[BEGIN]

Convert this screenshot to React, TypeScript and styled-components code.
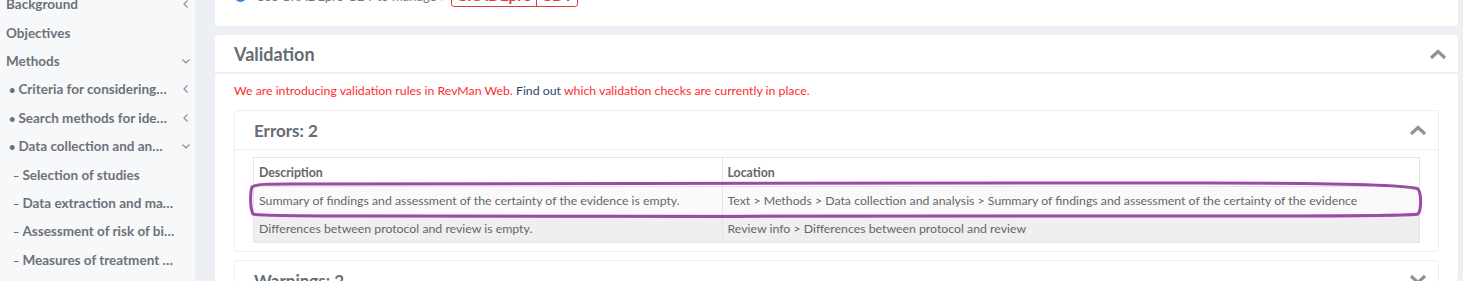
import styled, { createGlobalStyle } from "styled-components";

const GlobalStyle = createGlobalStyle`
  html, body {
    margin: 0;
    padding: 0;
    background: #eceff3;
    overflow: hidden;
  }
  body {
    font-family: "Lato", "Open Sans", sans-serif;
  }
`;

type NavItem = { label: string; level: 0 | 1 | 2; arrow?: "left" | "down" };

const navItems: NavItem[] = [
  { label: "Background", level: 0, arrow: "left" },
  { label: "Objectives", level: 0 },
  { label: "Methods", level: 0, arrow: "down" },
  { label: "Criteria for considering studies for this review", level: 1, arrow: "left" },
  { label: "Search methods for identification of studies", level: 1, arrow: "left" },
  { label: "Data collection and analysis", level: 1, arrow: "down" },
  { label: "Selection of studies", level: 2 },
  { label: "Data extraction and management", level: 2 },
  { label: "Assessment of risk of bias in included studies", level: 2 },
  { label: "Measures of treatment effect", level: 2 },
];

const errors = [
  {
    description:
      "Summary of findings and assessment of the certainty of the evidence is empty.",
    location:
      "Text > Methods > Data collection and analysis > Summary of findings and assessment of the certainty of the evidence",
  },
  {
    description: "Differences between protocol and review is empty.",
    location: "Review info > Differences between protocol and review",
  },
];

const SmallChevron = ({ dir }: { dir: "left" | "down" }) => (
  <svg width="10" height="10" viewBox="0 0 10 10">
    {dir === "left" ? (
      <path d="M6.5 1.5 L3 5 L6.5 8.5" fill="none" stroke="#8a8f96" strokeWidth="1.2" />
    ) : (
      <path d="M1.5 3.5 L5 7 L8.5 3.5" fill="none" stroke="#8a8f96" strokeWidth="1.2" />
    )}
  </svg>
);

const BigChevron = ({ dir }: { dir: "up" | "down" }) => (
  <svg width="18" height="12" viewBox="0 0 18 12">
    {dir === "up" ? (
      <path d="M2 10 L9 3.5 L16 10" fill="none" stroke="#8f9398" strokeWidth="3.2" />
    ) : (
      <path d="M2 2 L9 8.5 L16 2" fill="none" stroke="#8f9398" strokeWidth="3.2" />
    )}
  </svg>
);

export default function App() {
  return (
    <>
      <GlobalStyle />
      <Page>
        <Sidebar>
          {navItems.map((item) => (
            <NavRow key={item.label} $level={item.level}>
              <NavLabel>
                {item.level === 1 && <Bullet>•</Bullet>}
                {item.level === 2 && <Bullet>–</Bullet>}
                {item.label}
              </NavLabel>
              {item.arrow && <SmallChevron dir={item.arrow} />}
            </NavRow>
          ))}
        </Sidebar>
        <Main>
          <TopCard>
            <RadioRow>
              <Radio />
              <FadedText>Use GRADEpro GDT to manage this table</FadedText>
              <Badge>
                <BadgePart>GRADEpro</BadgePart>
                <BadgePart>GDT</BadgePart>
              </Badge>
            </RadioRow>
          </TopCard>
          <Card>
            <CardHeader>
              <CardTitle>Validation</CardTitle>
              <BigChevron dir="up" />
            </CardHeader>
            <CardBody>
              <Notice>
                We are introducing validation rules in RevMan Web. <NoticeLink>Find out</NoticeLink>{" "}
                which validation checks are currently in place.
              </Notice>
              <InnerCard>
                <InnerHeader>
                  <InnerTitle>Errors: 2</InnerTitle>
                  <BigChevron dir="up" />
                </InnerHeader>
                <InnerBody>
                  <TableWrap>
                    <Table>
                      <thead>
                        <tr>
                          <Th $w={40}>Description</Th>
                          <Th $w={60}>Location</Th>
                        </tr>
                      </thead>
                      <tbody>
                        {errors.map((e, i) => (
                          <Tr key={i} $striped={i % 2 === 1}>
                            <Td>{e.description}</Td>
                            <Td>{e.location}</Td>
                          </Tr>
                        ))}
                      </tbody>
                    </Table>
                    <Highlight viewBox="0 0 1176 38" preserveAspectRatio="none">
                      <path
                        d="M40 3 C200 1 600 2 960 2 C1050 2 1160 3 1170 8 C1174 14 1173 30 1170 33 C1160 36 1000 35 800 35 C600 36 300 35 120 35 C60 35 10 35 5 33 C2 28 2 12 4 6 C8 3 20 3 40 3 Z"
                        fill="none"
                        stroke="#9c4aa8"
                        strokeWidth="3"
                        vectorEffect="non-scaling-stroke"
                      />
                    </Highlight>
                  </TableWrap>
                </InnerBody>
              </InnerCard>
              <InnerCard>
                <InnerHeader>
                  <InnerTitle>Warnings: 2</InnerTitle>
                  <BigChevron dir="down" />
                </InnerHeader>
              </InnerCard>
            </CardBody>
          </Card>
        </Main>
      </Page>
    </>
  );
}

const Page = styled.div`
  display: flex;
  width: 1463px;
  height: 281px;
  overflow: hidden;
`;

const Sidebar = styled.nav`
  width: 195px;
  flex-shrink: 0;
  background: #f7f8fa;
  margin-top: -10px;
`;

const NavRow = styled.div<{ $level: number }>`
  display: flex;
  align-items: center;
  justify-content: space-between;
  height: 28.4px;
  padding-left: ${({ $level }) => ($level === 0 ? 6 : $level === 1 ? 9 : 13)}px;
  padding-right: 4px;
  color: #6c7279;
  font-size: 13.5px;
  font-weight: 700;
`;

const NavLabel = styled.span`
  flex: 1;
  min-width: 0;
  white-space: nowrap;
  overflow: hidden;
  text-overflow: ellipsis;
  padding-right: 14px;
`;

const Bullet = styled.span`
  font-size: 11px;
  margin-right: 3px;
`;

const Main = styled.main`
  flex: 1;
  min-width: 0;
  height: 281px;
  padding: 0 5px 0 20px;
  display: flex;
  flex-direction: column;
  gap: 9px;
`;

const TopCard = styled.section`
  flex-shrink: 0;
  background: #fff;
  height: 26px;
  border-radius: 0 0 3px 3px;
  overflow: hidden;
`;

const RadioRow = styled.div`
  display: flex;
  align-items: center;
  gap: 9px;
  margin-top: -16px;
  padding-left: 19px;
`;

const Radio = styled.span`
  width: 13px;
  height: 13px;
  border-radius: 50%;
  background: #3b87d9;
`;

const FadedText = styled.span`
  color: #777;
  font-size: 13px;
  width: 186px;
  white-space: nowrap;
  overflow: hidden;
`;

const Badge = styled.span`
  display: flex;
  border: 1.5px solid #d83c3c;
  border-radius: 3px;
  color: #d83c3c;
  font-weight: 700;
  font-size: 15.5px;
  line-height: 21px;
`;

const BadgePart = styled.span`
  padding: 0 4px;
  & + & {
    border-left: 1.5px solid #d83c3c;
  }
`;

const Card = styled.section`
  flex: 1;
  min-height: 0;
  background: #fff;
  border-radius: 3px;
  overflow: hidden;
`;

const CardHeader = styled.header`
  display: flex;
  align-items: center;
  justify-content: space-between;
  height: 37px;
  padding: 0 11px 0 19px;
  border-bottom: 2px solid #eef0f3;
`;

const CardTitle = styled.h2`
  margin: 0;
  font-size: 18px;
  font-weight: 700;
  color: #666c73;
`;

const CardBody = styled.div`
  padding: 8px 19px 0;
  display: flex;
  flex-direction: column;
  gap: 8px;
`;

const Notice = styled.p`
  margin: 0 0 2px;
  color: #ff2b2b;
  font-size: 12.3px;
  line-height: 18px;
`;

const NoticeLink = styled.span`
  color: #2b4668;
`;

const InnerCard = styled.div`
  flex-shrink: 0;
  border: 1px solid #eceef1;
  border-radius: 3px;
`;

const InnerHeader = styled.div`
  display: flex;
  align-items: center;
  justify-content: space-between;
  height: 38px;
  padding: 0 11px 0 19px;
  border-bottom: 1px solid #eceef1;
`;

const InnerTitle = styled.h3`
  margin: 0;
  font-size: 17px;
  font-weight: 700;
  color: #666c73;
`;

const InnerBody = styled.div`
  padding: 7px 18px 8px;
`;

const TableWrap = styled.div`
  position: relative;
`;

const Table = styled.table`
  width: 100%;
  table-layout: fixed;
  border-collapse: collapse;
  border: 1px solid #e4e4e4;
  font-size: 12.3px;
  color: #666;
`;

const Th = styled.th<{ $w: number }>`
  width: ${({ $w }) => $w}%;
  text-align: left;
  font-weight: 700;
  height: 28px;
  padding: 0 5px;
  border-left: 1px solid #e4e4e4;
  border-bottom: 1px solid #e4e4e4;
`;

const Tr = styled.tr<{ $striped: boolean }>`
  background: ${({ $striped }) => ($striped ? "#efefef" : "#fafafa")};
`;

const Td = styled.td`
  height: 27px;
  padding: 0 5px;
  white-space: nowrap;
  border-left: 1px solid #e4e4e4;
  border-bottom: 1px solid #e4e4e4;
`;

const Highlight = styled.svg`
  position: absolute;
  left: -5px;
  top: 24px;
  width: 1176px;
  height: 38px;
  pointer-events: none;
  overflow: visible;
`;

[END]

**Written exercise:**
Leave out the pictures and restate, word for word, the lines from the top of the data through the line containing "string; level: 0", both included.

**The response:**
Convert this screenshot to React, TypeScript and styled-components code.
import styled, { createGlobalStyle } from "styled-components";

const GlobalStyle = createGlobalStyle`
  html, body {
    margin: 0;
    padding: 0;
    background: #eceff3;
    overflow: hidden;
  }
  body {
    font-family: "Lato", "Open Sans", sans-serif;
  }
`;

type NavItem = { label: string; level: 0 | 1 | 2; arrow?: "left" | "down" };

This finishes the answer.